* Task requirements *
Omit any picture, and return the remaining data exactly as written.

* Dataset extract *
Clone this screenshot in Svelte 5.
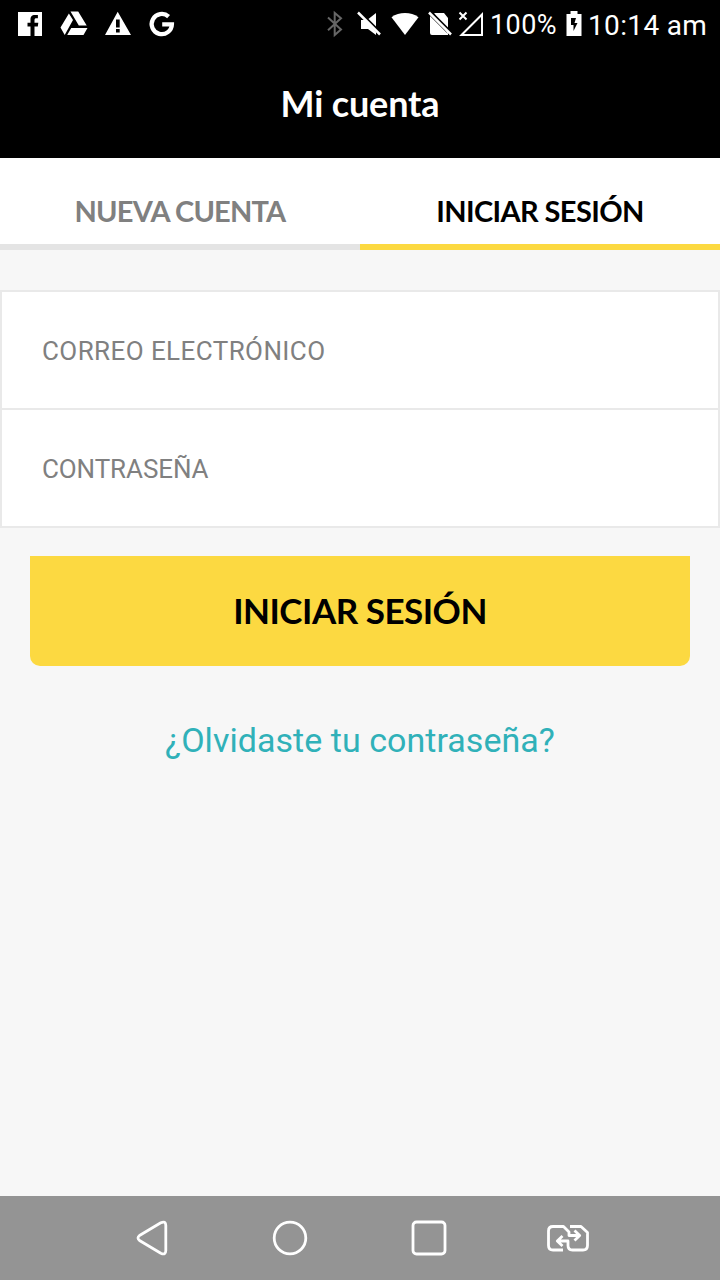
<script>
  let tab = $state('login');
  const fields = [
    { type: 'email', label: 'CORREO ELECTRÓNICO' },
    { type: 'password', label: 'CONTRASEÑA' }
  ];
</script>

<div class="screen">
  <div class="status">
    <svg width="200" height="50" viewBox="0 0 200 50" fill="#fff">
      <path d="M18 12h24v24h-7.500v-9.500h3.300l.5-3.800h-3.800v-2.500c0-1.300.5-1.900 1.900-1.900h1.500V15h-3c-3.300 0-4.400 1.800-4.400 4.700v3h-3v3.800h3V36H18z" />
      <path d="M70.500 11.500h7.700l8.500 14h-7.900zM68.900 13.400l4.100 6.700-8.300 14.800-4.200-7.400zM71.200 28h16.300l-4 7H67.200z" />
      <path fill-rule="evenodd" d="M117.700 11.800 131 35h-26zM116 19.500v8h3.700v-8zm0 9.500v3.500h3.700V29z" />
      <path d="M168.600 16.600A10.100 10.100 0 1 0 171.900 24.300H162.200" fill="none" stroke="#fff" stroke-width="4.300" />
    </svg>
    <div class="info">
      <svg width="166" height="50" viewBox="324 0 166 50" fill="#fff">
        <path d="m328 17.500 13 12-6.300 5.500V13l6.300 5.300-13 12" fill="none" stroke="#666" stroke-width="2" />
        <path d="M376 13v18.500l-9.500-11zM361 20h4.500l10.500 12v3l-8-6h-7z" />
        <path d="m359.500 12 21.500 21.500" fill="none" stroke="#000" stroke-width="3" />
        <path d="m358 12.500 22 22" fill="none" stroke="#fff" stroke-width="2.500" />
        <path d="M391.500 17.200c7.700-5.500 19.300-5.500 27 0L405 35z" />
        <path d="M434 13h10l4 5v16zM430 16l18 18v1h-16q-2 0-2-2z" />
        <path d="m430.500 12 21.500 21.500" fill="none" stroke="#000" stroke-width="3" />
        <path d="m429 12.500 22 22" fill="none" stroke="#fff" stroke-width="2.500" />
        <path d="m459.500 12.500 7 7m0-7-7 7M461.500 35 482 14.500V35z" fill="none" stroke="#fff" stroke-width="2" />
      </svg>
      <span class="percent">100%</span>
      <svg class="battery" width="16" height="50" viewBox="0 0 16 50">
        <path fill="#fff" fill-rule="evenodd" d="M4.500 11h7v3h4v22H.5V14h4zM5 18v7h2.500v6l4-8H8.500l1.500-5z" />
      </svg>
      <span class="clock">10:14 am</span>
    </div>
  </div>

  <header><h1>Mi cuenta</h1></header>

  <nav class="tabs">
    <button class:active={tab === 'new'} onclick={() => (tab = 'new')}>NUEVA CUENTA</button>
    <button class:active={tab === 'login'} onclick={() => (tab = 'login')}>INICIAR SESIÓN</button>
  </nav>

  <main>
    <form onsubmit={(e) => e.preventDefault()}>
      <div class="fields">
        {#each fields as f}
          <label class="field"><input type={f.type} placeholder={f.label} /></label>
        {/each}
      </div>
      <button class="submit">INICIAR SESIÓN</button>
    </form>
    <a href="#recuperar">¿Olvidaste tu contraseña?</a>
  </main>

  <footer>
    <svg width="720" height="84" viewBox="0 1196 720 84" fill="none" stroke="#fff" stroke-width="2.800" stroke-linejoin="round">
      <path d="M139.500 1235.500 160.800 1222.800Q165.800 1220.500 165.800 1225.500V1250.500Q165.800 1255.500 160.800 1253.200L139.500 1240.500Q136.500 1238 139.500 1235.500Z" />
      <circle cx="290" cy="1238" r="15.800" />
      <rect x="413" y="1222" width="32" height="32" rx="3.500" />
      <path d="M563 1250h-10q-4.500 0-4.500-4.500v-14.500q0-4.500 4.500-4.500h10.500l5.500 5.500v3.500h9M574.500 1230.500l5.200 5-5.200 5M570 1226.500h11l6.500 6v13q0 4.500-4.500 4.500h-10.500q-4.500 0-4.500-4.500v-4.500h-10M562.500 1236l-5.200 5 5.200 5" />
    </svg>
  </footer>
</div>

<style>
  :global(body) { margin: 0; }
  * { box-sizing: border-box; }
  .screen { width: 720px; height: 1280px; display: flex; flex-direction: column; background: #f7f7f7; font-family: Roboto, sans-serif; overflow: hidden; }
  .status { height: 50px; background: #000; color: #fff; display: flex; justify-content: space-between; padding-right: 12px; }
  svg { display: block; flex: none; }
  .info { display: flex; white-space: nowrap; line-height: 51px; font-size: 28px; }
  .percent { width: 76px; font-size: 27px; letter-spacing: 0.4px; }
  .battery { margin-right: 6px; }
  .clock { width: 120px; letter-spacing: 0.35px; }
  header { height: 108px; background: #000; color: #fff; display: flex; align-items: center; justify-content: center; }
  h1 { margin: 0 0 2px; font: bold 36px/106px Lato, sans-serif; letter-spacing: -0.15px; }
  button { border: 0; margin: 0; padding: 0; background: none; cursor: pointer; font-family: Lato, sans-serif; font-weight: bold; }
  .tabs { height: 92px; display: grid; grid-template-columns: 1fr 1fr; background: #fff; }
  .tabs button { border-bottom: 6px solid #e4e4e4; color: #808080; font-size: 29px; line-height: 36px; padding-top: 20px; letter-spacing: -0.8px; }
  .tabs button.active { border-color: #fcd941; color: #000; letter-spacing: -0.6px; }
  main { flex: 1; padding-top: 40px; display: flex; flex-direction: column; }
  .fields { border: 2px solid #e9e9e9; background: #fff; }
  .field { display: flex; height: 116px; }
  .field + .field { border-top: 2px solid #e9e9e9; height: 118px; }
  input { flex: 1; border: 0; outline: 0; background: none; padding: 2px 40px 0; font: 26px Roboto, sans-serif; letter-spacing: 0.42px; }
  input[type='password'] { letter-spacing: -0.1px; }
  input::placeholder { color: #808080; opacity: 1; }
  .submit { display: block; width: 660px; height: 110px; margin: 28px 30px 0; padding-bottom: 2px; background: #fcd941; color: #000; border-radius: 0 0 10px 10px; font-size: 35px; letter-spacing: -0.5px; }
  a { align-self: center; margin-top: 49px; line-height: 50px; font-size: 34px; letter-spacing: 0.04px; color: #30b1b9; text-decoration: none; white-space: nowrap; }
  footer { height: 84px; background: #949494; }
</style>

* Worked answer *
Clone this screenshot in Svelte 5.
<script>
  let tab = $state('login');
  const fields = [
    { type: 'email', label: 'CORREO ELECTRÓNICO' },
    { type: 'password', label: 'CONTRASEÑA' }
  ];
</script>

<div class="screen">
  <div class="status">
    <svg width="200" height="50" viewBox="0 0 200 50" fill="#fff">
      <path d="M18 12h24v24h-7.500v-9.500h3.300l.5-3.800h-3.800v-2.500c0-1.300.5-1.900 1.900-1.900h1.500V15h-3c-3.300 0-4.400 1.800-4.400 4.700v3h-3v3.800h3V36H18z" />
      <path d="M70.500 11.500h7.700l8.500 14h-7.900zM68.900 13.400l4.100 6.700-8.300 14.800-4.200-7.400zM71.200 28h16.300l-4 7H67.200z" />
      <path fill-rule="evenodd" d="M117.700 11.800 131 35h-26zM116 19.500v8h3.700v-8zm0 9.500v3.500h3.700V29z" />
      <path d="M168.600 16.600A10.100 10.100 0 1 0 171.900 24.300H162.200" fill="none" stroke="#fff" stroke-width="4.300" />
    </svg>
    <div class="info">
      <svg width="166" height="50" viewBox="324 0 166 50" fill="#fff">
        <path d="m328 17.500 13 12-6.300 5.500V13l6.300 5.300-13 12" fill="none" stroke="#666" stroke-width="2" />
        <path d="M376 13v18.500l-9.500-11zM361 20h4.500l10.500 12v3l-8-6h-7z" />
        <path d="m359.500 12 21.500 21.500" fill="none" stroke="#000" stroke-width="3" />
        <path d="m358 12.500 22 22" fill="none" stroke="#fff" stroke-width="2.500" />
        <path d="M391.500 17.200c7.700-5.500 19.300-5.500 27 0L405 35z" />
        <path d="M434 13h10l4 5v16zM430 16l18 18v1h-16q-2 0-2-2z" />
        <path d="m430.500 12 21.500 21.500" fill="none" stroke="#000" stroke-width="3" />
        <path d="m429 12.500 22 22" fill="none" stroke="#fff" stroke-width="2.500" />
        <path d="m459.500 12.500 7 7m0-7-7 7M461.500 35 482 14.500V35z" fill="none" stroke="#fff" stroke-width="2" />
      </svg>
      <span class="percent">100%</span>
      <svg class="battery" width="16" height="50" viewBox="0 0 16 50">
        <path fill="#fff" fill-rule="evenodd" d="M4.500 11h7v3h4v22H.5V14h4zM5 18v7h2.500v6l4-8H8.500l1.500-5z" />
      </svg>
      <span class="clock">10:14 am</span>
    </div>
  </div>

  <header><h1>Mi cuenta</h1></header>

  <nav class="tabs">
    <button class:active={tab === 'new'} onclick={() => (tab = 'new')}>NUEVA CUENTA</button>
    <button class:active={tab === 'login'} onclick={() => (tab = 'login')}>INICIAR SESIÓN</button>
  </nav>

  <main>
    <form onsubmit={(e) => e.preventDefault()}>
      <div class="fields">
        {#each fields as f}
          <label class="field"><input type={f.type} placeholder={f.label} /></label>
        {/each}
      </div>
      <button class="submit">INICIAR SESIÓN</button>
    </form>
    <a href="#recuperar">¿Olvidaste tu contraseña?</a>
  </main>

  <footer>
    <svg width="720" height="84" viewBox="0 1196 720 84" fill="none" stroke="#fff" stroke-width="2.800" stroke-linejoin="round">
      <path d="M139.500 1235.500 160.800 1222.800Q165.800 1220.500 165.800 1225.500V1250.500Q165.800 1255.500 160.800 1253.200L139.500 1240.500Q136.500 1238 139.500 1235.500Z" />
      <circle cx="290" cy="1238" r="15.800" />
      <rect x="413" y="1222" width="32" height="32" rx="3.500" />
      <path d="M563 1250h-10q-4.500 0-4.500-4.500v-14.500q0-4.500 4.500-4.500h10.500l5.500 5.500v3.500h9M574.500 1230.500l5.200 5-5.200 5M570 1226.500h11l6.500 6v13q0 4.500-4.500 4.500h-10.500q-4.500 0-4.500-4.500v-4.500h-10M562.500 1236l-5.200 5 5.200 5" />
    </svg>
  </footer>
</div>

<style>
  :global(body) { margin: 0; }
  * { box-sizing: border-box; }
  .screen { width: 720px; height: 1280px; display: flex; flex-direction: column; background: #f7f7f7; font-family: Roboto, sans-serif; overflow: hidden; }
  .status { height: 50px; background: #000; color: #fff; display: flex; justify-content: space-between; padding-right: 12px; }
  svg { display: block; flex: none; }
  .info { display: flex; white-space: nowrap; line-height: 51px; font-size: 28px; }
  .percent { width: 76px; font-size: 27px; letter-spacing: 0.4px; }
  .battery { margin-right: 6px; }
  .clock { width: 120px; letter-spacing: 0.35px; }
  header { height: 108px; background: #000; color: #fff; display: flex; align-items: center; justify-content: center; }
  h1 { margin: 0 0 2px; font: bold 36px/106px Lato, sans-serif; letter-spacing: -0.15px; }
  button { border: 0; margin: 0; padding: 0; background: none; cursor: pointer; font-family: Lato, sans-serif; font-weight: bold; }
  .tabs { height: 92px; display: grid; grid-template-columns: 1fr 1fr; background: #fff; }
  .tabs button { border-bottom: 6px solid #e4e4e4; color: #808080; font-size: 29px; line-height: 36px; padding-top: 20px; letter-spacing: -0.8px; }
  .tabs button.active { border-color: #fcd941; color: #000; letter-spacing: -0.6px; }
  main { flex: 1; padding-top: 40px; display: flex; flex-direction: column; }
  .fields { border: 2px solid #e9e9e9; background: #fff; }
  .field { display: flex; height: 116px; }
  .field + .field { border-top: 2px solid #e9e9e9; height: 118px; }
  input { flex: 1; border: 0; outline: 0; background: none; padding: 2px 40px 0; font: 26px Roboto, sans-serif; letter-spacing: 0.42px; }
  input[type='password'] { letter-spacing: -0.1px; }
  input::placeholder { color: #808080; opacity: 1; }
  .submit { display: block; width: 660px; height: 110px; margin: 28px 30px 0; padding-bottom: 2px; background: #fcd941; color: #000; border-radius: 0 0 10px 10px; font-size: 35px; letter-spacing: -0.5px; }
  a { align-self: center; margin-top: 49px; line-height: 50px; font-size: 34px; letter-spacing: 0.04px; color: #30b1b9; text-decoration: none; white-space: nowrap; }
  footer { height: 84px; background: #949494; }
</style>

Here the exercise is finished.